Once that flow is visible, the weak link usually becomes obvious.

Common early warning signs

• Frequent stops between CNC cutting and downstream handling.
• High machine utilization with low daily shipment volume.
• Large WIP piles near transfer points.
• Operators waiting for labels, programs, or board identification.
• Repeat rework caused by wrong part sequence.

Material Flow Problems That Slow the Entire Line

In many woodworking automation setups, material flow is the real bottleneck.

Boards arrive late, enter in the wrong order, or wait too long before the next step.

That hurts both speed and traceability.

This is especially common in whole-house customization.

Small batch orders create more SKU variation and more routing complexity.

One missing panel can delay an entire order set.

How to fix it

1. Standardize board input sequence by order priority, not by operator convenience.
2. Use barcode or RFID tracking from cutting to packing.
3. Create controlled buffers between high-speed and variable-speed processes.
4. Separate rush orders from normal flow to avoid constant schedule disruption.
5. Review conveyor, lift, and return paths for unnecessary handling loops.

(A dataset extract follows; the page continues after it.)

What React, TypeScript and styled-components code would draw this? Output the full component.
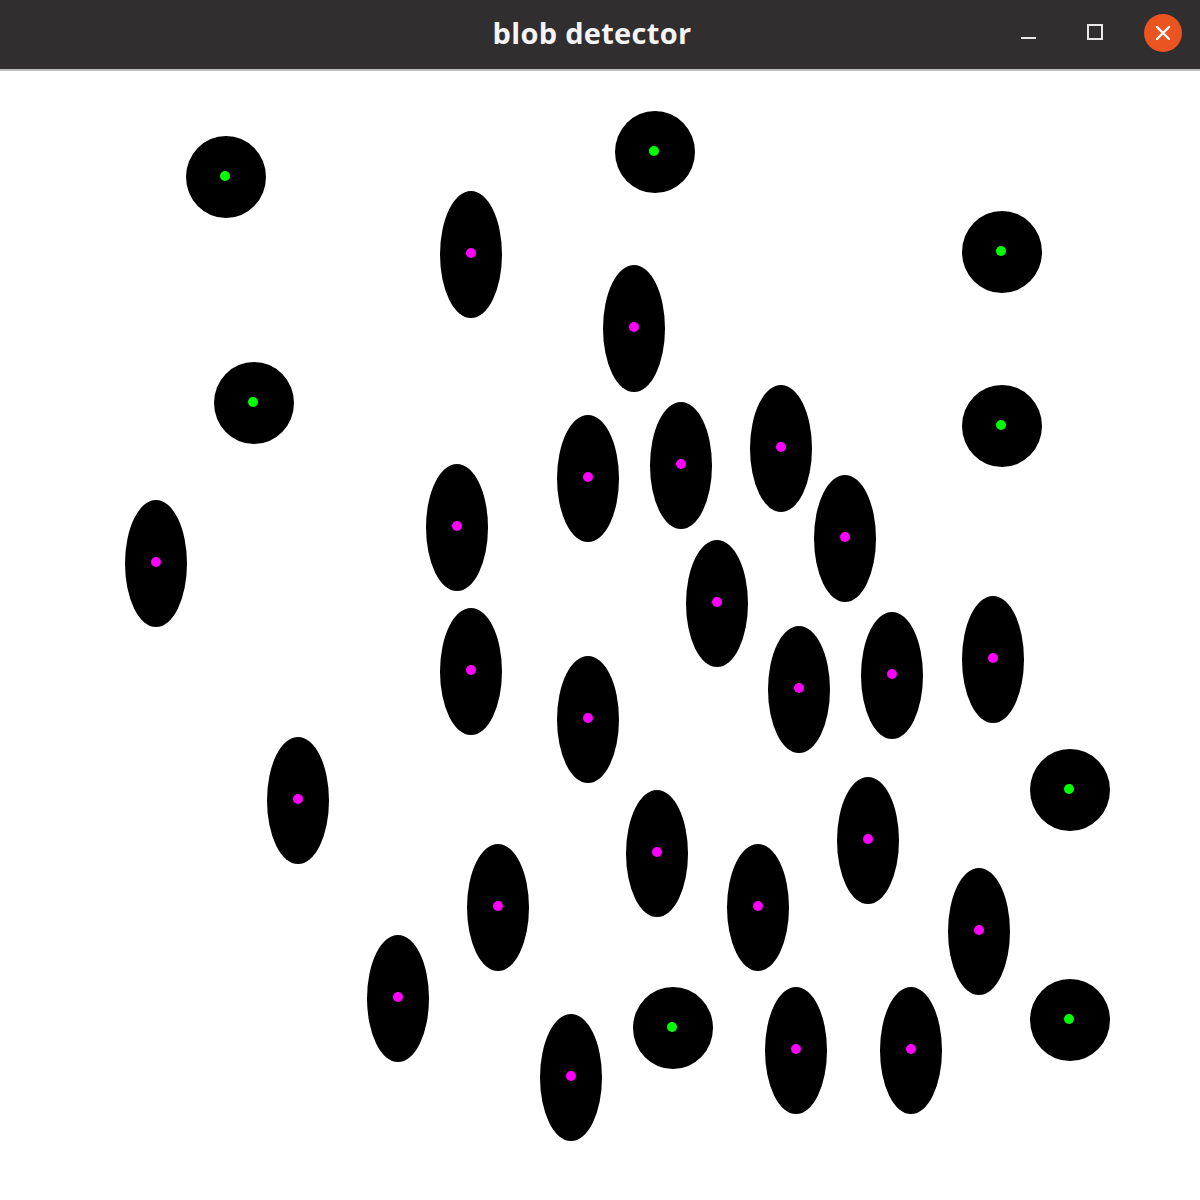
import React from "react";
import styled, { createGlobalStyle } from "styled-components";

const Global = createGlobalStyle`
  html, body { margin: 0; padding: 0; background: #ffffff; }
  body { width: 1200px; height: 1200px; overflow: hidden; }
`;

const Window = styled.div`
  width: 1200px;
  height: 1200px;
  display: flex;
  flex-direction: column;
  background: #ffffff;
`;

const TitleBar = styled.header`
  position: relative;
  height: 69px;
  flex: 0 0 69px;
  background: #302e2e;
  border-bottom: 2px solid #bdbdbd;
  display: flex;
  align-items: center;
  justify-content: center;
`;

const Title = styled.h1`
  margin: 0;
  margin-left: -16px;
  margin-top: -4px;
  font-family: "Open Sans", "DejaVu Sans", sans-serif;
  font-weight: 700;
  font-size: 29px;
  letter-spacing: 0.3px;
  color: #f4f4f4;
`;

const Controls = styled.div`
  position: absolute;
  right: 18px;
  top: 14px;
  display: flex;
  align-items: center;
  gap: 30px;
`;

const CtlButton = styled.div`
  width: 38px;
  height: 38px;
  display: flex;
  align-items: center;
  justify-content: center;
`;

const CloseButton = styled(CtlButton)`
  border-radius: 50%;
  background: #e95420;
`;

const Canvas = styled.main`
  position: relative;
  flex: 1;
  background: #ffffff;
`;

const Blob = styled.div<{ $round: boolean }>`
  position: absolute;
  width: ${(p) => (p.$round ? 80 : 62)}px;
  height: ${(p) => (p.$round ? 82 : 127)}px;
  margin-left: ${(p) => (p.$round ? -40 : -31)}px;
  margin-top: ${(p) => (p.$round ? -41 : -63)}px;
  border-radius: 50%;
  background: #000000;
`;

const Keypoint = styled.div<{ $round: boolean }>`
  position: absolute;
  width: 10px;
  height: 10px;
  margin-left: -5px;
  margin-top: -5px;
  border-radius: 50%;
  background: ${(p) => (p.$round ? "#00ff00" : "#ff00ff")};
`;

const OFFSET = 71;

const circles: [number, number][] = [
  [226, 177],
  [655, 152],
  [1002, 252],
  [254, 403],
  [1002, 426],
  [1070, 790],
  [673, 1028],
  [1070, 1020],
];

const ellipses: [number, number][] = [
  [471, 254],
  [634, 328],
  [588, 478],
  [681, 465],
  [781, 448],
  [457, 527],
  [156, 563],
  [845, 538],
  [717, 603],
  [471, 671],
  [588, 719],
  [799, 689],
  [892, 675],
  [993, 659],
  [298, 800],
  [657, 853],
  [868, 840],
  [498, 907],
  [758, 907],
  [979, 931],
  [398, 998],
  [571, 1077],
  [796, 1050],
  [911, 1050],
];

export default function App() {
  const blobs = [
    ...circles.map(([x, y]) => ({ x, y, round: true })),
    ...ellipses.map(([x, y]) => ({ x, y, round: false })),
  ];
  return (
    <>
      <Global />
      <Window>
        <TitleBar>
          <Title>blob detector</Title>
          <Controls>
            <CtlButton>
              <svg width="18" height="18" viewBox="0 0 18 18">
                <rect x="3" y="13" width="17" height="2" fill="#e8e8e8" />
              </svg>
            </CtlButton>
            <CtlButton>
              <svg width="18" height="18" viewBox="0 0 18 18">
                <rect x="2" y="1" width="14" height="14" fill="none" stroke="#e8e8e8" strokeWidth="2" />
              </svg>
            </CtlButton>
            <CloseButton>
              <svg width="16" height="16" viewBox="0 0 16 16">
                <path d="M2 2 L14 14 M14 2 L2 14" stroke="#ffffff" strokeWidth="2.4" strokeLinecap="round" />
              </svg>
            </CloseButton>
          </Controls>
        </TitleBar>
        <Canvas>
          {blobs.map((b, i) => (
            <React.Fragment key={i}>
              <Blob $round={b.round} style={{ left: b.x, top: b.y - OFFSET }} />
              <Keypoint
                $round={b.round}
                style={{ left: b.x - (b.round ? 1 : 0), top: b.y - OFFSET - 1 }}
              />
            </React.Fragment>
          ))}
        </Canvas>
      </Window>
    </>
  );
}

These changes sound basic.

Still, they often unlock more output than adding another cutting center.

In woodworking automation, smooth movement is just as important as fast machining.

Software Integration Gaps in Woodworking Automation

Another major issue is software fragmentation.

Design software, MES, nesting tools, CNC controllers, and labeling systems may all work well alone.

But if data handoff is weak, woodworking automation becomes unstable.

Part IDs may change.

Programs may load late.

Labels may print with missing attributes.

When this happens, people step in manually, and errors multiply.

What strong integration should include

• One master part ID across design, production, and packaging.
• Automatic program release based on order status.
• Real-time feedback from machine controllers to MES.
• Exception alerts for missing data or wrong version files.
• Digital confirmation before a part enters the next process.

From a project standpoint, this matters early.

Do not wait until installation is complete to define data logic.

The most reliable woodworking automation projects treat software flow like mechanical layout.

Both need engineering discipline.

Machine Utilization Looks High, But Output Stays Low

This is a classic woodworking automation trap.

A machine can show strong utilization while the line still underperforms.

Why does this happen?

Because utilization does not equal productive flow.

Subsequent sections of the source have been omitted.